But what exactly is dark energy?
The short answer is: We don't know. But we do know that it exists, it's making the universe expand at an accelerating rate, and approximately 68.3% to 70% of the universe is dark energy.
It all started with Cepheids
Dark energy wasn't discovered until the late 1990s. But its origin in scientific study stretches all the way back to 1912 when American astronomer Henrietta Swan Leavitt made an important discovery using Cepheid variables, a class of stars whose brightness fluctuates with a regularity that depends on the star's brightness.
All Cepheid stars with a certain period (a Cepheid's period is the time it takes to go from bright, to dim, and bright again) have the same absolute magnitude, or luminosity—the amount of light they put out. Leavitt measured these stars and proved that there is a relationship between their regular period of brightness and luminosity. Leavitt's findings made it possible for astronomers to use a star's period and luminosity to measure the distances between us and Cepheid stars in far-off galaxies (and our own Milky Way).
Around this same time in history, astronomer Vesto Slipher observed spiral galaxies using his telescope's spectrograph, a device that splits light into the colors that make it up, much like the way a prism splits light into a rainbow. He used the spectrograph, a relatively recent invention at the time, to see the different wavelengths of light coming from the galaxies in different spectral lines. With his observations, Silpher was the first astronomer to observe how quickly the galaxy was moving away from us, called redshift, in distant galaxies. These observations would prove to be critical for many future scientific breakthroughs, including the discovery of dark energy.
Redshift is a term used when astronomical objects are moving away from us and the light coming from those objects stretches out. Light behaves like a wave, and red light has the longest wavelength. So, the light coming from objects moving away from us has a longer wavelength, stretching to the "red end" of the electromagnetic.
Discovering an expanding universe
The discovery of galactic redshift, the period-luminosity relation of Cepheid variables, and a newfound ability to gauge a star or galaxy's distance eventually played a role in astronomers observing that galaxies were getting farther away from us over time, which showed how the universe was expanding. In the years that followed, different scientists around the world started to put the pieces of an expanding universe together.
In 1922, Russian scientist and mathematician Alexander Friedmann published a paper detailing multiple possibilities for the history of the universe. The paper, which was based on Albert Einstein's theory of general relativity published in 1917, included the possibility that the universe is expanding.
In 1927, Belgian astronomer Georges Lemaître, who is said to have been unaware of Friedmann's work, published a paper also factoring in Einstein's theory of general relativity. And, while Einstein stated in his theory that the universe was static, Lemaître showed how the equations in Einstein's theory actually support the idea that the universe is not static but, in fact, is actually expanding.
Astronomer Edwin Hubble confirmed that the universe was expanding in 1929 using observations made by his associate, astronomer Milton Humason. Humason measured the redshift of spiral galaxies. Hubble and Humason then studied Cepheid stars in those galaxies, using the stars to determine the distance of their galaxies (or nebulae, as they called them).

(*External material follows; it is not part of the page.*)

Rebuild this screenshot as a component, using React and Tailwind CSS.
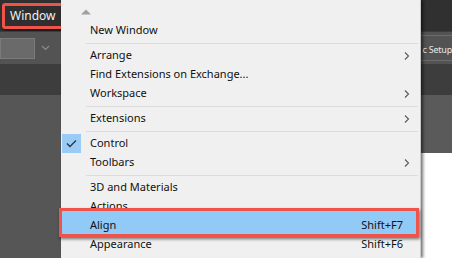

They compared the distances of these galaxies to their redshift and tracked how the farther away an object is, the bigger its redshift and the faster it is moving away from us. The pair found that objects like galaxies are moving away from Earth faster the farther away they are, at upwards of hundreds of thousands of miles per second—an observation now known as Hubble's Law, or the Hubble-Lemaître law. The universe, they confirmed, is really expanding.
Expansion is speeding up, supernovae show
Scientists previously thought that the universe's expansion would likely be slowed down by gravity over time, an expectation backed by Einstein's theory of general relativity. But in 1998, everything changed when two different teams of astronomers observing far-off supernovae noticed that (at a certain redshift) the stellar explosions were dimmer than expected. These groups were led by astronomers Adam Riess, Saul Perlmutter, and Brian Schmidt. This trio won the 2011 Nobel Prize in Physics for this work.
While dim supernovae might not seem like a major find, these astronomers were looking at Type 1a supernovae, which are known to have a certain level of luminosity. So they knew that there must be another factor making these objects appear dimmer. Scientists can determine distance (and speed) using an objects' brightness, and dimmer objects are typically farther away (though surrounding dust and other factors can cause an object to dim).
This led the scientists to conclude that these supernovae were just much farther away than they expected by looking at their redshifts.
Using the objects' brightness, the researchers determined the distance of these supernovae. And using the spectrum, they were able to figure out the objects' redshift and, therefore, how fast they were moving away from us. They found that the supernovae were not as close as expected, meaning they had traveled farther away from us faster than anticipated. These observations led scientists to ultimately conclude that the universe itself must be expanding faster over time.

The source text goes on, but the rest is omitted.